**Supplied material**.
++++

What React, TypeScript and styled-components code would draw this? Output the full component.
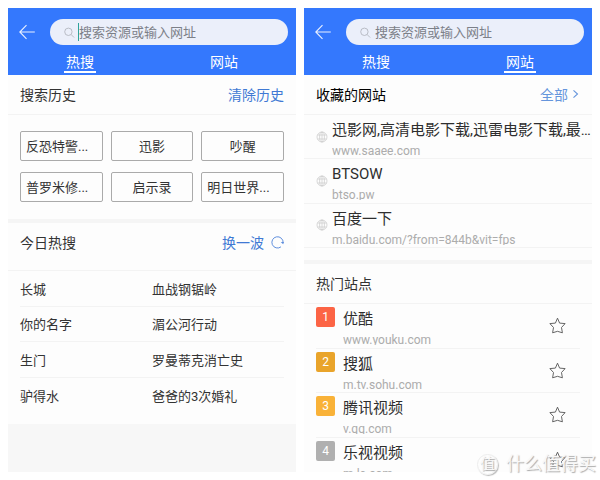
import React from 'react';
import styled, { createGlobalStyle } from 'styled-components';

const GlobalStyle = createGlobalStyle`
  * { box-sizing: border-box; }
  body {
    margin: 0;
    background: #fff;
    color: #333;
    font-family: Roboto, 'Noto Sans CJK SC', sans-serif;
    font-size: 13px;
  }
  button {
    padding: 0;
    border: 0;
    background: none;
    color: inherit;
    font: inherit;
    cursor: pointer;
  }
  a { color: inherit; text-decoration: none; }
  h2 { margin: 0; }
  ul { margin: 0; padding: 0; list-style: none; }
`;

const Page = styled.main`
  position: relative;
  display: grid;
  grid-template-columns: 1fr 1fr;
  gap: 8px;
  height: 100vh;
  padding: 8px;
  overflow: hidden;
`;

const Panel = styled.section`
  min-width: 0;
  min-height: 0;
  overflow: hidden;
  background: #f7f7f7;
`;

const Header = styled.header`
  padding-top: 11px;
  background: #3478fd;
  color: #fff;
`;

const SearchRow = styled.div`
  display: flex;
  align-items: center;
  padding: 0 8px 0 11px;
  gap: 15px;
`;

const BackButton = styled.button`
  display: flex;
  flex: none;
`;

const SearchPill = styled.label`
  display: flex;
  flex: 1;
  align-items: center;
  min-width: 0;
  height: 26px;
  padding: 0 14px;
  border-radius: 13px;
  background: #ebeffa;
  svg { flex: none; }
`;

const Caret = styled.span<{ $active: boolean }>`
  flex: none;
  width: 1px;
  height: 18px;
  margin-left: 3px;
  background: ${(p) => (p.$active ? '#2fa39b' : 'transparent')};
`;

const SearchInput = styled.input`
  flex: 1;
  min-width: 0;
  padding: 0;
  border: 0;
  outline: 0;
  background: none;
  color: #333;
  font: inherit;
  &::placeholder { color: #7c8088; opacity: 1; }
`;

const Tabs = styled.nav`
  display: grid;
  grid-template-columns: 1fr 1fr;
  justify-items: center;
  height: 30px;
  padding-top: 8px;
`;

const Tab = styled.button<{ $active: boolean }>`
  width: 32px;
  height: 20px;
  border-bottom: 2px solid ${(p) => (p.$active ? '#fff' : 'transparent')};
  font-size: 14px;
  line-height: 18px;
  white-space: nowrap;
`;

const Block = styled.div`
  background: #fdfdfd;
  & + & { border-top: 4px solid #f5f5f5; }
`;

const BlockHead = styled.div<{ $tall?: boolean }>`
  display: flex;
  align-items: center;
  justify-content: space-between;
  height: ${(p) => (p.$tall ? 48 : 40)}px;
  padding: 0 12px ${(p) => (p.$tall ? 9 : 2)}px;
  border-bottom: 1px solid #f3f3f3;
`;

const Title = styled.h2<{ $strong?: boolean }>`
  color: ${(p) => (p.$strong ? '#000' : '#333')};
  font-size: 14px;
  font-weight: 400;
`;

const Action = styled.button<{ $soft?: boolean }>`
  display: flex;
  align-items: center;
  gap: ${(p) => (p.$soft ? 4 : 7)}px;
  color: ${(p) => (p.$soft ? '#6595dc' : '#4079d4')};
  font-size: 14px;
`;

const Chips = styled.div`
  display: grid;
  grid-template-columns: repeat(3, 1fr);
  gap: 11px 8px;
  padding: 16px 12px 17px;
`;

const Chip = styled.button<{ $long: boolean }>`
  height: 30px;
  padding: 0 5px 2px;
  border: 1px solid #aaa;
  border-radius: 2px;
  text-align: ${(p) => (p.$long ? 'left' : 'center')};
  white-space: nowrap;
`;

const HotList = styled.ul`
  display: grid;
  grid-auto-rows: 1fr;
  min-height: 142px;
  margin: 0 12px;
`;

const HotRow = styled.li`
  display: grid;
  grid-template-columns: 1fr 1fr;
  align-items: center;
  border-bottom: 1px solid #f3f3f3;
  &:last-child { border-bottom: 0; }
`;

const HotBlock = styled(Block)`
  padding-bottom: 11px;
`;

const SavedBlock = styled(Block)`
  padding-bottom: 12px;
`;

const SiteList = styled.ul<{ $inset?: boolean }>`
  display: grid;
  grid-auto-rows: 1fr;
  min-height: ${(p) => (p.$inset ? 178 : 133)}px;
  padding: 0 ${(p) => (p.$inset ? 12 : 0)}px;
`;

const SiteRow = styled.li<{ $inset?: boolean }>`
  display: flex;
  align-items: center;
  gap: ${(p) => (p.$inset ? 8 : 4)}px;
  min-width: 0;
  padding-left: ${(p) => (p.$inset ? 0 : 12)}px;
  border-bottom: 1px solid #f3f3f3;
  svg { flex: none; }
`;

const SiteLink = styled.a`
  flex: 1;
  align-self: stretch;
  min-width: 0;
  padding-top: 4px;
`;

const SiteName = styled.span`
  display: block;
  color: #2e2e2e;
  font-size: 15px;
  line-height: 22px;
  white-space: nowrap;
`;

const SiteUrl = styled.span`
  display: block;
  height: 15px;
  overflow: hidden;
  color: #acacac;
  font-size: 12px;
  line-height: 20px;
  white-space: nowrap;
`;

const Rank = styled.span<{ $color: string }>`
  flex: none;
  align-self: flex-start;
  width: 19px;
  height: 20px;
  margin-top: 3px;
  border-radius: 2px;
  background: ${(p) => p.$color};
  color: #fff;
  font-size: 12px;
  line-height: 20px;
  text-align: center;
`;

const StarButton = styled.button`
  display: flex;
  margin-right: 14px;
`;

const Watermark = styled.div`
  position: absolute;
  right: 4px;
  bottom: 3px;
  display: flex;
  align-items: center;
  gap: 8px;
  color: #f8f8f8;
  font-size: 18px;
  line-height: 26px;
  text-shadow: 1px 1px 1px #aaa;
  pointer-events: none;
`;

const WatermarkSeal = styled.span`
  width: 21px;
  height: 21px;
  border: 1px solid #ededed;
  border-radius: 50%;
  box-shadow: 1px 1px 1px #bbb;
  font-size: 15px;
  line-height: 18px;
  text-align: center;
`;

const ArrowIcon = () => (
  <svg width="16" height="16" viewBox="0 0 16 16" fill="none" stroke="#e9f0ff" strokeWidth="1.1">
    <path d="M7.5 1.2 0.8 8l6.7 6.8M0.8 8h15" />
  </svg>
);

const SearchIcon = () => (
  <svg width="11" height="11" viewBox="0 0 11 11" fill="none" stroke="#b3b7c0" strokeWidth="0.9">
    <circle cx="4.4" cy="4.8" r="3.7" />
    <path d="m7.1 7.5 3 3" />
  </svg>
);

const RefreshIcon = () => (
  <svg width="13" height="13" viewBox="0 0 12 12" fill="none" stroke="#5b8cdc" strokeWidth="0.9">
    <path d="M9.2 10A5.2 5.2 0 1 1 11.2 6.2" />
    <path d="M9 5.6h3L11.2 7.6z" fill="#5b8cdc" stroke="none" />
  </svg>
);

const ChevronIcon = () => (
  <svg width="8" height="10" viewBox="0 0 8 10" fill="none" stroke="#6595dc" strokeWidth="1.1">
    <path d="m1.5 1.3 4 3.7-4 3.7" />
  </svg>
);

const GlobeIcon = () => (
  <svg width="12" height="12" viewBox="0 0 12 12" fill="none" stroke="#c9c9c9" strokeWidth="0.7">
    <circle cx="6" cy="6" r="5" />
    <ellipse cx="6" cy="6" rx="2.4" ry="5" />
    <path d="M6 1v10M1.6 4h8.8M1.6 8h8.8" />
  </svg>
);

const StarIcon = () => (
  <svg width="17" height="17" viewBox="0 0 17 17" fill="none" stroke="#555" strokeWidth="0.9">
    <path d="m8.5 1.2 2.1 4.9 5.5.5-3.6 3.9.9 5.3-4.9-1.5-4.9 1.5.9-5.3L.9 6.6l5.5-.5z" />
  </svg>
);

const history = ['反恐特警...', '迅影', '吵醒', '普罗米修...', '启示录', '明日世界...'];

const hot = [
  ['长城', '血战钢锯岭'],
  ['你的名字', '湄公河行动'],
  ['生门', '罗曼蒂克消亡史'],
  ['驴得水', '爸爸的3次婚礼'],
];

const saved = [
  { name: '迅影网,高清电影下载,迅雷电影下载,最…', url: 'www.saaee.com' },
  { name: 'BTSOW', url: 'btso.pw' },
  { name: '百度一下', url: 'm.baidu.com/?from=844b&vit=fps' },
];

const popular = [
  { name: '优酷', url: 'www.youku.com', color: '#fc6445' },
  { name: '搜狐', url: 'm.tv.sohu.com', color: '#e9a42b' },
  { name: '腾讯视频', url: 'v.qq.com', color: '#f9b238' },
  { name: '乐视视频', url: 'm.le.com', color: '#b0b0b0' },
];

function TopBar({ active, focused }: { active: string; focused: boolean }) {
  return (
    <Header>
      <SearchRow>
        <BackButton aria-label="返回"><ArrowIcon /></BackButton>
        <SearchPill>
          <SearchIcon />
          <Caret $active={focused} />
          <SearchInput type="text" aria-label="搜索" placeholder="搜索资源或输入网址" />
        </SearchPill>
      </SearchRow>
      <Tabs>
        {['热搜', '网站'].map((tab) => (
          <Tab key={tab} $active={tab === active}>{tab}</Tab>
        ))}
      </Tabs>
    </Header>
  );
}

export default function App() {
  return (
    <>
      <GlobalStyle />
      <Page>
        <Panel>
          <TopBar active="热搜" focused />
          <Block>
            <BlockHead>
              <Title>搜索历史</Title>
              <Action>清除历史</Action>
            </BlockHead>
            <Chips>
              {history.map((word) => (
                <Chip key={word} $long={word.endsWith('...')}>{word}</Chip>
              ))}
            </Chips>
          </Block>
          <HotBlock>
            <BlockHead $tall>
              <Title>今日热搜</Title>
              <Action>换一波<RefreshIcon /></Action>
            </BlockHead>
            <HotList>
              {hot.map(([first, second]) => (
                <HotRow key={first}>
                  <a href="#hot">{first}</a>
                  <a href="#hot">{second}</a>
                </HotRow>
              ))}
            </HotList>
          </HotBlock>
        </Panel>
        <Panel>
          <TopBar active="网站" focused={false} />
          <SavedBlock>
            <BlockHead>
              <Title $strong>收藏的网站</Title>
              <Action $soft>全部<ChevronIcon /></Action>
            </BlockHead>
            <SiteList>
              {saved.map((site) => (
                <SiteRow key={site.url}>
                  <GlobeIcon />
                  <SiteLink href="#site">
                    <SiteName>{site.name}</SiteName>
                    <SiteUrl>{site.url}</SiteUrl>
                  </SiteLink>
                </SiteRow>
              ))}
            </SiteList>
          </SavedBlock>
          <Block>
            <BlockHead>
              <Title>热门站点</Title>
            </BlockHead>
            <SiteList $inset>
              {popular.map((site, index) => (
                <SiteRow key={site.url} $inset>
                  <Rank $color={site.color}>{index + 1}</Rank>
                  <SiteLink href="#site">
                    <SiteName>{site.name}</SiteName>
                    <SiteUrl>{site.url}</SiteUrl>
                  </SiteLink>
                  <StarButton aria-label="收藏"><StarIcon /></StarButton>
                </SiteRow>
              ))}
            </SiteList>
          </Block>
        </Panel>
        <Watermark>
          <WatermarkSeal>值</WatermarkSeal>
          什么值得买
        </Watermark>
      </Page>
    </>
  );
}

++++

From the listing above, return each line with the word "React".

What React, TypeScript and styled-components code would draw this? Output the full component.
import React from 'react';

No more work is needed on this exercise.